Klink is one of Merweville’s 45 peasant farmers. Another 68 commercial farmers live in the town and its vast surrounding farmlands.
For residents, everybody from further afield than Laingsburg is counted as a foreigner — including the Rupert family, who bought four farms here ”as their playground”.
”It’s a catastrophe,” says Antonie Botes, chairperson of the local farmers’ association. ”This morning I found three dead ewes and two lambs.
”Do those people in government know how a man’s heart feels when your animals are dying and you can do nothing to feed them?”
Botes and the other farmers who could afford to move their animals out of Merweville did so in April and May this year, renting land in Ceres, Loxton and elsewhere in the Karoo in an effort to save their breeding stock.
Most of the land hired from other farmers is available for only another month or two. Come summer, they will need their own grazing land.
The sheep left behind in Merweville are now kept in camps and have to be fed twice a week. It is a cost few farmers can bear for much longer.
Some are now feeding their animals only once a week, sufficient for only the strongest animals.
Lucinda Alberts and her husband Johan began feeding their sheep in June last year. ”Nine months ago we started running out of money because the feed costs more than what we can make selling the sheep,” she said.

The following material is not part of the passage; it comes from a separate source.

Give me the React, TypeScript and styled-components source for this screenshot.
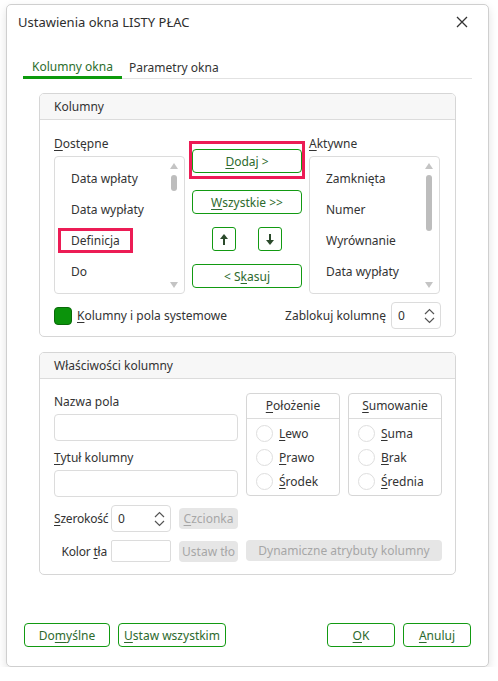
import React from 'react';
import styled, { createGlobalStyle } from 'styled-components';

const GlobalStyle = createGlobalStyle`
    body {
        margin: 0;
        background: #ffffff;
        font-family: "Noto Sans", "Liberation Sans", sans-serif;
        font-size: 12px;
        color: #333333;
    }
    u {
        text-underline-offset: 2px;
    }
`;

const available = ['Data wpłaty', 'Data wypłaty', 'Definicja', 'Do'];
const active = ['Zamknięta', 'Numer', 'Wyrównanie', 'Data wypłaty'];

function UpArrow() {
    return (
        <svg width="10" height="13" viewBox="0 0 10 13">
            <path d="M5 1 L9 6 L1 6 Z" fill="#2b4a2b" />
            <rect x="4" y="5" width="2" height="7" fill="#2b4a2b" />
        </svg>
    );
}

function DownArrow() {
    return (
        <svg width="10" height="13" viewBox="0 0 10 13">
            <path d="M5 12 L9 7 L1 7 Z" fill="#2b4a2b" />
            <rect x="4" y="1" width="2" height="7" fill="#2b4a2b" />
        </svg>
    );
}

function Chevrons() {
    return (
        <ChevronBox>
            <svg width="11" height="7" viewBox="0 0 11 7">
                <path d="M1 6 L5.5 1.5 L10 6" fill="none" stroke="#555" strokeWidth="1.2" />
            </svg>
            <svg width="11" height="7" viewBox="0 0 11 7">
                <path d="M1 1 L5.5 5.5 L10 1" fill="none" stroke="#555" strokeWidth="1.2" />
            </svg>
        </ChevronBox>
    );
}

function CloseIcon() {
    return (
        <svg width="12" height="12" viewBox="0 0 12 12">
            <path d="M1 1 L11 11 M11 1 L1 11" stroke="#333" strokeWidth="1.3" />
        </svg>
    );
}

function ListBox({ items, thumb, mark }: { items: string[]; thumb: number; mark?: string }) {
    return (
        <List>
            {items.map((it) => (
                <ListItem key={it}>
                    <ItemText $marked={it === mark}>{it}</ItemText>
                </ListItem>
            ))}
            <ScrollTrack>
                <TriUp />
                <Thumb style={{ height: thumb }} />
                <Spacer />
                <TriDown />
            </ScrollTrack>
        </List>
    );
}

function RadioGroup({ title, options }: { title: React.ReactNode; options: React.ReactNode[] }) {
    return (
        <RadioBox>
            <RadioHead>{title}</RadioHead>
            {options.map((o, i) => (
                <RadioRow key={i}>
                    <Circle />
                    <span>{o}</span>
                </RadioRow>
            ))}
        </RadioBox>
    );
}

export default function App() {
    return (
        <>
            <GlobalStyle />
            <Dialog>
                <TitleBar>
                    <span>Ustawienia okna LISTY PŁAC</span>
                    <CloseIcon />
                </TitleBar>
                <Tabs>
                    <Tab $active>Kolumny okna</Tab>
                    <Tab>Parametry okna</Tab>
                    <TabRest />
                </Tabs>
                <Content>
                    <Group>
                        <GroupHead>Kolumny</GroupHead>
                        <ColumnsBody>
                            <Label><u>D</u>ostępne</Label>
                            <Middle>
                                <Highlight>
                                    <GreenButton $w={110}><u>D</u>odaj &gt;</GreenButton>
                                </Highlight>
                                <GreenButton $w={110}><u>W</u>szystkie &gt;&gt;</GreenButton>
                                <ArrowRow>
                                    <ArrowButton><UpArrow /></ArrowButton>
                                    <ArrowButton><DownArrow /></ArrowButton>
                                </ArrowRow>
                                <GreenButton $w={110}>&lt; S<u>k</u>asuj</GreenButton>
                            </Middle>
                            <Label><u>A</u>ktywne</Label>
                            <ListBox items={available} thumb={16} mark="Definicja" />
                            <ListBox items={active} thumb={56} />
                        </ColumnsBody>
                        <SystemRow>
                            <CheckLabel>
                                <CheckBox />
                                <span><u>K</u>olumny i pola systemowe</span>
                            </CheckLabel>
                            <LockLabel>
                                <span>Zablokuj kolumnę</span>
                                <Spin $w={50} $h={27}>
                                    <span>0</span>
                                    <Chevrons />
                                </Spin>
                            </LockLabel>
                        </SystemRow>
                    </Group>

                    <Group>
                        <GroupHead>Właściwości kolumny</GroupHead>
                        <PropsBody>
                            <Fields>
                                <FieldLabel>Nazwa pola</FieldLabel>
                                <TextInput />
                                <FieldLabel $top={10}><u>T</u>ytuł kolumny</FieldLabel>
                                <TextInput />
                                <InlineRow $top={8}>
                                    <RowLabel><u>S</u>zerokość</RowLabel>
                                    <Spin $w={60} $h={27}>
                                        <span>0</span>
                                        <Chevrons />
                                    </Spin>
                                    <GrayButton $w={59}><u>C</u>zcionka</GrayButton>
                                </InlineRow>
                            </Fields>
                            <RadioGroup
                                title={<><u>P</u>ołożenie</>}
                                options={[<><u>L</u>ewo</>, <><u>P</u>rawo</>, <><u>Ś</u>rodek</>]}
                            />
                            <RadioGroup
                                title={<><u>S</u>umowanie</>}
                                options={[<><u>S</u>uma</>, <><u>B</u>rak</>, <><u>Ś</u>rednia</>]}
                            />
                            <InlineRow>
                                <RowLabel $right>Kolor <u>t</u>ła</RowLabel>
                                <ColorInput />
                                <GrayButton $w={59}>Ustaw tło</GrayButton>
                            </InlineRow>
                            <GrayButton $span>Dynamiczne atrybuty kolumny</GrayButton>
                        </PropsBody>
                    </Group>
                </Content>
                <Footer>
                    <FooterSide>
                        <GreenButton $w={86}>Do<u>m</u>yślne</GreenButton>
                        <GreenButton $w={108}><u>U</u>staw wszystkim</GreenButton>
                    </FooterSide>
                    <FooterSide>
                        <GreenButton $w={68}><u>O</u>K</GreenButton>
                        <GreenButton $w={68}><u>A</u>nuluj</GreenButton>
                    </FooterSide>
                </Footer>
            </Dialog>
        </>
    );
}

const Dialog = styled.div`
    box-sizing: border-box;
    margin: 4px 0 0 6px;
    width: 483px;
    height: 663px;
    border: 1px solid #cfcfcf;
    border-radius: 5px;
    box-shadow: 0 4px 10px rgba(0, 0, 0, 0.12);
    background: #fff;
    display: flex;
    flex-direction: column;
`;

const TitleBar = styled.div`
    height: 33px;
    padding: 0 20px 0 11px;
    display: flex;
    align-items: center;
    justify-content: space-between;
    font-size: 13px;
    color: #2e2e2e;
`;

const Tabs = styled.div`
    display: flex;
    margin: 19px 16px 0;
    height: 22px;
`;

const Tab = styled.div<{ $active?: boolean }>`
    padding: 0 ${(p) => (p.$active ? 9 : 7)}px;
    border-bottom: ${(p) => (p.$active ? '3px solid #0c9a0c' : '1px solid #e2e2e2')};
    color: ${(p) => (p.$active ? '#2d6e2d' : '#333')};
    line-height: ${(p) => (p.$active ? '19px' : '21px')};
`;

const TabRest = styled.div`
    flex: 1;
    border-bottom: 1px solid #e2e2e2;
`;

const Content = styled.div`
    flex: 1;
    padding: 14px 32px 0;
    display: flex;
    flex-direction: column;
    gap: 15px;
`;

const Group = styled.div`
    border: 1px solid #d6d6d6;
    border-radius: 5px;
    overflow: hidden;
`;

const GroupHead = styled.div`
    height: 25px;
    line-height: 25px;
    padding: 0 14px;
    background: #f7f7f7;
    border-bottom: 1px solid #dcdcdc;
`;

const ColumnsBody = styled.div`
    display: grid;
    grid-template-columns: 131px 116px 131px;
    grid-template-rows: 14px 138px;
    column-gap: 4px;
    row-gap: 5px;
    padding: 17px 14px 0;
`;

const Label = styled.div`
    line-height: 14px;
`;

const Middle = styled.div`
    grid-column: 2;
    grid-row: 1 / span 2;
    display: flex;
    flex-direction: column;
    align-items: center;
    padding-top: 4px;
`;

const Highlight = styled.div`
    box-sizing: border-box;
    width: 116px;
    padding: 5px 0 3px;
    border: 3px solid #ec1c55;
    display: flex;
    justify-content: center;
    margin-bottom: 11px;
`;

const GreenButton = styled.div<{ $w: number }>`
    box-sizing: border-box;
    width: ${(p) => p.$w}px;
    height: 24px;
    border: 1px solid #129a12;
    border-radius: 4px;
    display: flex;
    align-items: center;
    justify-content: center;
    color: #2d6a2d;
    background: #fff;
`;

const ArrowRow = styled.div`
    display: flex;
    gap: 22px;
    margin: 13px 0;
`;

const ArrowButton = styled.div`
    box-sizing: border-box;
    width: 24px;
    height: 24px;
    border: 1px solid #129a12;
    border-radius: 3px;
    display: flex;
    align-items: center;
    justify-content: center;
`;

const List = styled.div`
    position: relative;
    box-sizing: border-box;
    border: 1px solid #dcdcdc;
    border-radius: 4px;
    padding-top: 6px;
`;

const ListItem = styled.div`
    height: 31px;
    display: flex;
    align-items: center;
    padding-left: 3px;
`;

const ItemText = styled.span<{ $marked?: boolean }>`
    box-sizing: border-box;
    height: 25px;
    display: flex;
    align-items: center;
    padding: 0 ${(p) => (p.$marked ? '10px' : '13px')};
    border: ${(p) => (p.$marked ? '3px solid #ec1c55' : 'none')};
`;

const ScrollTrack = styled.div`
    position: absolute;
    top: 6px;
    bottom: 5px;
    right: 6px;
    width: 8px;
    display: flex;
    flex-direction: column;
    align-items: center;
`;

const TriUp = styled.div`
    width: 0;
    height: 0;
    border-left: 4px solid transparent;
    border-right: 4px solid transparent;
    border-bottom: 6px solid #c4c4c4;
    margin-bottom: 6px;
`;

const TriDown = styled.div`
    width: 0;
    height: 0;
    border-left: 4px solid transparent;
    border-right: 4px solid transparent;
    border-top: 6px solid #c4c4c4;
`;

const Thumb = styled.div`
    width: 6px;
    border-radius: 3px;
    background: #bdbdbd;
`;

const Spacer = styled.div`
    flex: 1;
`;

const SystemRow = styled.div`
    display: flex;
    justify-content: space-between;
    align-items: center;
    padding: 8px 14px 7px;
`;

const CheckLabel = styled.div`
    display: flex;
    align-items: center;
    gap: 5px;
`;

const CheckBox = styled.div`
    box-sizing: border-box;
    width: 18px;
    height: 18px;
    border-radius: 4px;
    background: #0b930b;
    border: 1px solid #0a6a0a;
`;

const LockLabel = styled.div`
    display: flex;
    align-items: center;
    gap: 5px;
`;

const Spin = styled.div<{ $w: number; $h: number }>`
    box-sizing: border-box;
    flex-shrink: 0;
    width: ${(p) => p.$w}px;
    height: ${(p) => p.$h}px;
    border: 1px solid #dcdcdc;
    border-radius: 4px;
    display: flex;
    align-items: center;
    justify-content: space-between;
    padding: 0 5px 0 6px;
`;

const ChevronBox = styled.div`
    display: flex;
    flex-direction: column;
    gap: 2px;
`;

const PropsBody = styled.div`
    display: grid;
    grid-template-columns: 184px 94px 94px;
    column-gap: 8px;
    row-gap: 8px;
    padding: 14px 14px 12px;
`;

const Fields = styled.div`
    display: flex;
    flex-direction: column;
    padding-top: 2px;
`;

const FieldLabel = styled.div<{ $top?: number }>`
    line-height: 14px;
    margin: ${(p) => p.$top || 0}px 0 5px;
`;

const TextInput = styled.div`
    box-sizing: border-box;
    height: 27px;
    border: 1px solid #dcdcdc;
    border-radius: 4px;
`;

const InlineRow = styled.div<{ $top?: number }>`
    display: flex;
    align-items: center;
    gap: 8px;
    margin-top: ${(p) => p.$top || 0}px;
`;

const RowLabel = styled.div<{ $right?: boolean }>`
    flex-shrink: 0;
    width: 53px;
    margin-right: -4px;
    white-space: nowrap;
    letter-spacing: -0.2px;
    text-align: ${(p) => (p.$right ? 'right' : 'left')};
`;

const ColorInput = styled.div`
    box-sizing: border-box;
    flex-shrink: 0;
    width: 60px;
    height: 22px;
    border: 1px solid #dcdcdc;
    border-radius: 2px;
`;

const GrayButton = styled.div<{ $w?: number; $span?: boolean }>`
    box-sizing: border-box;
    flex-shrink: 0;
    width: ${(p) => (p.$w ? `${p.$w}px` : 'auto')};
    grid-column: ${(p) => (p.$span ? '2 / span 2' : 'auto')};
    height: 21px;
    border-radius: 4px;
    background: #e6e6e6;
    color: #a6a6a6;
    display: flex;
    align-items: center;
    justify-content: center;
`;

const RadioBox = styled.div`
    align-self: start;
    border: 1px solid #d6d6d6;
    border-radius: 4px;
    padding-bottom: 2px;
`;

const RadioHead = styled.div`
    height: 24px;
    line-height: 24px;
    text-align: center;
    border-bottom: 1px solid #dcdcdc;
    margin-bottom: 2px;
`;

const RadioRow = styled.div`
    height: 24px;
    display: flex;
    align-items: center;
    gap: 6px;
    padding-left: 9px;
`;

const Circle = styled.div`
    box-sizing: border-box;
    width: 17px;
    height: 17px;
    border-radius: 50%;
    border: 1px solid #dedede;
`;

const Footer = styled.div`
    display: flex;
    justify-content: space-between;
    padding: 0 17px 19px;
`;

const FooterSide = styled.div`
    display: flex;
    gap: 8px;
`;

”Johan and I decided that one of us must start working or we’ll lose the farm. I’m good with the sheep and he’s great with his hands, so we decided he should go and look for work and leave me and the two girls to look after the sheep and game.”
Johan found a job drilling for water in the Kalahari. He comes home only every few months.
Women farmers in the deep Karoo are about as common as rain clouds.
”I’d die before I ask for help,” Lucinda said. ”I’ve learned to pick up 50kg bags myself; I’m learning to fix the pumps and my five-year-olds know how to call me over the radio if I have to leave them alone at home.
”I’m going to survive this drought because I want my children to grow up here.”
Because game animals often refuse the lucerne put out for them, they started dying before the sheep. All the Alberts’s zebras had died by the end of last year. The 20 remaining gemsbok and 20 wildebeest will be sold by the end of this month.
”Our game is really battling, but what I can’t get used to is the way the sheep run to the bakkie when I arrive with their food. Some of the sheep are so weak they can’t fight the jackals and rooikatte (caracals) that are causing mayhem among the lambs,” Lucinda said.
”We’re losing five or six sheep a month and we’ve got no more to sell. If it doesn’t rain in the next six weeks, we’ll have to sell our breeding ewes.”
In contrast with the farmers of the Boland, Merweville’s skaapboere do not have holiday homes or Mercs and cannot send their children to private schools. The town has one double-storey house, which belongs to the combined general dealer, windmill mechanic and guesthouse owner, Tries Muller.
Fifth-generation Merweviller Johan Marais said that like the sheep, it will be the older farmers who survive.
”The young farmers are going under because they have nothing to sell to feed their animals. The older farmers like us, who’ve been farming for 20, 30, 40 years, have mostly paid off our land and are now selling everything we can to pay for fodder. I’ve sold my motorbike,” he said.
”The young farmers have massive debts and the peasant farmers don’t even have bicycles as security for loans.
”But we’ll all go under if the rains don’t come in the next month or government goes on refusing to help.”
Marais and his wife plan to sell three of their seven horses as food to a crocodile farm in Oudsthoorn on Monday this week. ”I can’t bear it. My wife will have to have that job,” he said.
Klink joined the white farmers’ association this year — the first coloured man to do so.
”The white farmers can teach me a lot about surviving this drought,” he said. ”But it’s not easy because relations between the whites and coloureds aren’t good. We’re still hotnots in their eyes, dirty workers.
”All I want is respect and one day I want my own farm,” Klink said.
Like the other peasant farmers, he rents communal land from the municipality and owns a small flock.
Klink also complained bitterly about the lack of government help. ”We don’t understand why the government is buying big boats but can’t help us during this drought,” he said. ”It’s hard not to get angry and not to judge them.
”We heard that the agriculture minister is bringing us new rams. Maybe by then all our sheep will be dead.”
At the end of last year national government gave R20-million in drought relief for the Western Cape. The money lasted for two months and since February this year Merweville’s farmers have received no assistance. Provincial agriculture minister Cobus Dowry said his department continually phones and writes to the national agriculture department in Pretoria.
”Every week we’re asking the national government to please respond to our calls for more help for the Merweville farmers, but the minister [Lulu Xingwana] doesn’t respond,” Dowry said.
”I think they know it’s urgent, but the administration processes take so long.
”I went to Merweville myself and I saw that the animals are really suffering. We’re not angry with the minister. We’re just frustrated because some officials in the department are dragging their feet.”